Minister Adriaansens:

Voorzitter. Dan kom ik bij de motie op stuk nr. 522, ook van de heer Amhaouch, die vraagt of ik wil onderzoeken of het proportionaliteitsbeginsel in relatie tot automatische inbreukverboden uit de Europese handhavingsrichtlijn voldoende is vertaald in het Nederlandse octrooirecht en, zo nee, of ik wil onderzoeken hoe dit beginsel beter kan worden verankerd. Ook moet het onderzoek worden uitgevoerd door een onafhankelijke partij. Ik ben het eens met het doel. Ik vind ook dat er een balans moet zijn tussen octrooibescherming en de beschikbaarheid van innovaties. Ik heb al eerder in een brief aangegeven dat aanpassing van de wet niet nodig is omdat het bestaande wettelijke kader voldoende flexibiliteit biedt en omdat ook het eengemaakte octrooirecht een stap zal zetten naar meer uniformering. In het debat heb ik aangegeven dat ik om die reden dat onderzoek niet nodig vind, maar ik kan me ook voorstellen dat er misschien andere afwegingen worden gemaakt.
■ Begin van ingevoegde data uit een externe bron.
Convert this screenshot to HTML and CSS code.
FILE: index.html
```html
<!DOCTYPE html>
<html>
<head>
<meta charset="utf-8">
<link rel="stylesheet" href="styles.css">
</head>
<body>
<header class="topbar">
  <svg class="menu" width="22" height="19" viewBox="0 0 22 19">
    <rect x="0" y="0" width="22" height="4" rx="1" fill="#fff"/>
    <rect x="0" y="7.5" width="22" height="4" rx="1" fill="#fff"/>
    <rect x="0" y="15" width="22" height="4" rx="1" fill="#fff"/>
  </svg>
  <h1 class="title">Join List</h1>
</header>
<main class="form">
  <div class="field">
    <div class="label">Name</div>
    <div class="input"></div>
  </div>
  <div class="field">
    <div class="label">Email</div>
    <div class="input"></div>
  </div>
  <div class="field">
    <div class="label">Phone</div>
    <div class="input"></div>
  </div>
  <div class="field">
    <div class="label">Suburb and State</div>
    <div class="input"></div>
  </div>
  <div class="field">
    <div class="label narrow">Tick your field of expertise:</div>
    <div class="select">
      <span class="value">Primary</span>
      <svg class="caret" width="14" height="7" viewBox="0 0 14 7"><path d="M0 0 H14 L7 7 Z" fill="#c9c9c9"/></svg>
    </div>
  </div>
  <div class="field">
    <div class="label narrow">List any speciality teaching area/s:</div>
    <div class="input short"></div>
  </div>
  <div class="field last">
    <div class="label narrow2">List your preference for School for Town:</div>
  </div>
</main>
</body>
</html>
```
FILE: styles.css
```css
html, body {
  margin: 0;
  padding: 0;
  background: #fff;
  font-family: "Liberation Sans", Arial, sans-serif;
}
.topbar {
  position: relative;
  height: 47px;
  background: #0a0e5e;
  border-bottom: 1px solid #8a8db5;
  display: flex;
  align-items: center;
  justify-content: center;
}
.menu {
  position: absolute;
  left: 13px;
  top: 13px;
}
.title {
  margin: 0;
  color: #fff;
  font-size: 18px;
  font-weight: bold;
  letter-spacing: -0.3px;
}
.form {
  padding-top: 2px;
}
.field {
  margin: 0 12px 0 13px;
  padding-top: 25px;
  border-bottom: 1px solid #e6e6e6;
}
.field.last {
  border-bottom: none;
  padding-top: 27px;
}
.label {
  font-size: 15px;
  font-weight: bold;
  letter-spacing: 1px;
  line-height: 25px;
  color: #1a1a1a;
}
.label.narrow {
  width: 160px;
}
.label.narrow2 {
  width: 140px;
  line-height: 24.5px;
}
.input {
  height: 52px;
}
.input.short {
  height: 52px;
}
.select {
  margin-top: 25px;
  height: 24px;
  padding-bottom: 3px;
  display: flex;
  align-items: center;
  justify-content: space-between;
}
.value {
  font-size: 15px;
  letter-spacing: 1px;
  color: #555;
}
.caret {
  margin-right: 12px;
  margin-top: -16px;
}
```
Ik laat het oordeel over deze motie aan de Kamer.

De voorzitter:

Dus de motie op stuk nr. 522 krijgt oordeel Kamer?

Minister Adriaansens:

Ja.

De voorzitter:

Dan de motie op stuk nr. 523.

Minister Adriaansens:

Dan kom ik bij de motie op stuk nr. 523 van de heer Amhaouch, die wederom vraagt of we de informatie op de website kunnen verbeteren. We hebben nogmaals gecheckt bij de Belastingdienst, bij de staatssecretaris van Financiën. Ik kan dit mede namens hem toezeggen. Ik laat het dan even aan de heer Amhaouch wat hij wil.

De heer Amhaouch (CDA):

Als er een duidelijke toezegging is, dan houd ik de motie aan of trek ik haar terug.

De voorzitter:

Prima.

Op verzoek van de heer Amhaouch stel ik voor zijn motie (32637, nr. 523) aan te houden.

Daartoe wordt besloten.

Minister Adriaansens:

Dat waren ze.

De voorzitter:

Dan zijn we daarmee aan het einde gekomen van dit tweeminutendebat. Dan dank ik de minister en ik dank de leden.

De beraadslaging wordt gesloten.

De voorzitter:

De stemmingen over deze motie zijn ook aanstaande donderdag bij aanvang van de middagvergadering.

Ik zie dat de meeste leden er al zijn voor het volgende debat. Ik schors voor een enkel moment, zodat ook minister Jetten zich bij ons kan voegen.

De vergadering wordt enkele ogenblikken geschorst.